---- Data
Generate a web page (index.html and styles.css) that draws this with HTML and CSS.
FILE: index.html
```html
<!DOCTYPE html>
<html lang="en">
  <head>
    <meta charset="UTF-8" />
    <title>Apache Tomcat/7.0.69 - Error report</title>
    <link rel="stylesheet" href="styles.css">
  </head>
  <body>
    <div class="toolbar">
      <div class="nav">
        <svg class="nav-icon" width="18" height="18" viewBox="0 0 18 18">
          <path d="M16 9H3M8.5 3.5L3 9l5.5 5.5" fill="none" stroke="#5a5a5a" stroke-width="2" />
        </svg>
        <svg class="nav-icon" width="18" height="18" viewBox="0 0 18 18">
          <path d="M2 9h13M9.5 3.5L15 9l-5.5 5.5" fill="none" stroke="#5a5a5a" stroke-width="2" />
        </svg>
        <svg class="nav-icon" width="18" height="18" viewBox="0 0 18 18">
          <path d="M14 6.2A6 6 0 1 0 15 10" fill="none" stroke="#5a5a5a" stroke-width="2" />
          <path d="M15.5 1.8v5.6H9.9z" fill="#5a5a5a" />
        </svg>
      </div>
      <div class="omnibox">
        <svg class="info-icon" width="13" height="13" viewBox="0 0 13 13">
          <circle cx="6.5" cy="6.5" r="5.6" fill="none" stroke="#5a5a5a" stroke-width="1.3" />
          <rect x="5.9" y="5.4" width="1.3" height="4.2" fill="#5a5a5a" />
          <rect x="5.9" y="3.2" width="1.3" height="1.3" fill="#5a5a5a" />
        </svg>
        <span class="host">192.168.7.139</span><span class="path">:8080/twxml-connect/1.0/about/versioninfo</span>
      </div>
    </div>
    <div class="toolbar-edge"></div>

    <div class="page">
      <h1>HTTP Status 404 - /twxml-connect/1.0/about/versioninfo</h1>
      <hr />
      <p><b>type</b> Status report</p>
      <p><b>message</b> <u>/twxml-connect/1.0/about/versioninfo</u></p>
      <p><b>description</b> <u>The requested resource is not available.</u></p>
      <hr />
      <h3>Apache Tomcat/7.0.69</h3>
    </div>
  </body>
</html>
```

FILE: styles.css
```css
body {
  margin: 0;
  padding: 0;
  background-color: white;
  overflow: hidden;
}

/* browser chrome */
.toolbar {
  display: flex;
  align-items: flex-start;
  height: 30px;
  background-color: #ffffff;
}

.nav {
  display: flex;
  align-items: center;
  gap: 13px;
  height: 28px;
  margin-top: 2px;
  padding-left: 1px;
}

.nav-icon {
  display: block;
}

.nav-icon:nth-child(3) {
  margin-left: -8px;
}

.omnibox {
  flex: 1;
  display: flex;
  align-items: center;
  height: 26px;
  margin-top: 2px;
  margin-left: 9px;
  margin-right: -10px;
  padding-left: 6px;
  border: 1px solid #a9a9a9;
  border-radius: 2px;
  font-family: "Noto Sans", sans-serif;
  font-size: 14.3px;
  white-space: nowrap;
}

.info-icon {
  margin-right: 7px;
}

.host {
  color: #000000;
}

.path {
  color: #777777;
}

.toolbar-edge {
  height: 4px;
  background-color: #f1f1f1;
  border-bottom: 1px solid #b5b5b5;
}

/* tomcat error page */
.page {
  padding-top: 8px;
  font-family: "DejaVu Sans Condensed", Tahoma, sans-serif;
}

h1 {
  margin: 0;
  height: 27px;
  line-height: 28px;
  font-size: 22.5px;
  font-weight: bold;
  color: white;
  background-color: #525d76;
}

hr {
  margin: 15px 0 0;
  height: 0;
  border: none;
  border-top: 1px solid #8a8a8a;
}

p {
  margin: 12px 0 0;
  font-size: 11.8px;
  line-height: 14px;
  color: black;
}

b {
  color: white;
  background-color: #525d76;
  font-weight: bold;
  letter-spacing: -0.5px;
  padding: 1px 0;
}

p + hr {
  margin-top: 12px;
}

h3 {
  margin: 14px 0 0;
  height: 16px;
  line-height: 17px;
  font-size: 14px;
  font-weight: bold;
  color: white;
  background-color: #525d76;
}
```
--------
Written task ▸
Your task is to repeat the data exactly, with nothing left out.

Final result ▸
Generate a web page (index.html and styles.css) that draws this with HTML and CSS.
FILE: index.html
```html
<!DOCTYPE html>
<html lang="en">
  <head>
    <meta charset="UTF-8" />
    <title>Apache Tomcat/7.0.69 - Error report</title>
    <link rel="stylesheet" href="styles.css">
  </head>
  <body>
    <div class="toolbar">
      <div class="nav">
        <svg class="nav-icon" width="18" height="18" viewBox="0 0 18 18">
          <path d="M16 9H3M8.5 3.5L3 9l5.5 5.5" fill="none" stroke="#5a5a5a" stroke-width="2" />
        </svg>
        <svg class="nav-icon" width="18" height="18" viewBox="0 0 18 18">
          <path d="M2 9h13M9.5 3.5L15 9l-5.5 5.5" fill="none" stroke="#5a5a5a" stroke-width="2" />
        </svg>
        <svg class="nav-icon" width="18" height="18" viewBox="0 0 18 18">
          <path d="M14 6.2A6 6 0 1 0 15 10" fill="none" stroke="#5a5a5a" stroke-width="2" />
          <path d="M15.5 1.8v5.6H9.9z" fill="#5a5a5a" />
        </svg>
      </div>
      <div class="omnibox">
        <svg class="info-icon" width="13" height="13" viewBox="0 0 13 13">
          <circle cx="6.5" cy="6.5" r="5.6" fill="none" stroke="#5a5a5a" stroke-width="1.3" />
          <rect x="5.9" y="5.4" width="1.3" height="4.2" fill="#5a5a5a" />
          <rect x="5.9" y="3.2" width="1.3" height="1.3" fill="#5a5a5a" />
        </svg>
        <span class="host">192.168.7.139</span><span class="path">:8080/twxml-connect/1.0/about/versioninfo</span>
      </div>
    </div>
    <div class="toolbar-edge"></div>

    <div class="page">
      <h1>HTTP Status 404 - /twxml-connect/1.0/about/versioninfo</h1>
      <hr />
      <p><b>type</b> Status report</p>
      <p><b>message</b> <u>/twxml-connect/1.0/about/versioninfo</u></p>
      <p><b>description</b> <u>The requested resource is not available.</u></p>
      <hr />
      <h3>Apache Tomcat/7.0.69</h3>
    </div>
  </body>
</html>
```

FILE: styles.css
```css
body {
  margin: 0;
  padding: 0;
  background-color: white;
  overflow: hidden;
}

/* browser chrome */
.toolbar {
  display: flex;
  align-items: flex-start;
  height: 30px;
  background-color: #ffffff;
}

.nav {
  display: flex;
  align-items: center;
  gap: 13px;
  height: 28px;
  margin-top: 2px;
  padding-left: 1px;
}

.nav-icon {
  display: block;
}

.nav-icon:nth-child(3) {
  margin-left: -8px;
}

.omnibox {
  flex: 1;
  display: flex;
  align-items: center;
  height: 26px;
  margin-top: 2px;
  margin-left: 9px;
  margin-right: -10px;
  padding-left: 6px;
  border: 1px solid #a9a9a9;
  border-radius: 2px;
  font-family: "Noto Sans", sans-serif;
  font-size: 14.3px;
  white-space: nowrap;
}

.info-icon {
  margin-right: 7px;
}

.host {
  color: #000000;
}

.path {
  color: #777777;
}

.toolbar-edge {
  height: 4px;
  background-color: #f1f1f1;
  border-bottom: 1px solid #b5b5b5;
}

/* tomcat error page */
.page {
  padding-top: 8px;
  font-family: "DejaVu Sans Condensed", Tahoma, sans-serif;
}

h1 {
  margin: 0;
  height: 27px;
  line-height: 28px;
  font-size: 22.5px;
  font-weight: bold;
  color: white;
  background-color: #525d76;
}

hr {
  margin: 15px 0 0;
  height: 0;
  border: none;
  border-top: 1px solid #8a8a8a;
}

p {
  margin: 12px 0 0;
  font-size: 11.8px;
  line-height: 14px;
  color: black;
}

b {
  color: white;
  background-color: #525d76;
  font-weight: bold;
  letter-spacing: -0.5px;
  padding: 1px 0;
}

p + hr {
  margin-top: 12px;
}

h3 {
  margin: 14px 0 0;
  height: 16px;
  line-height: 17px;
  font-size: 14px;
  font-weight: bold;
  color: white;
  background-color: #525d76;
}
```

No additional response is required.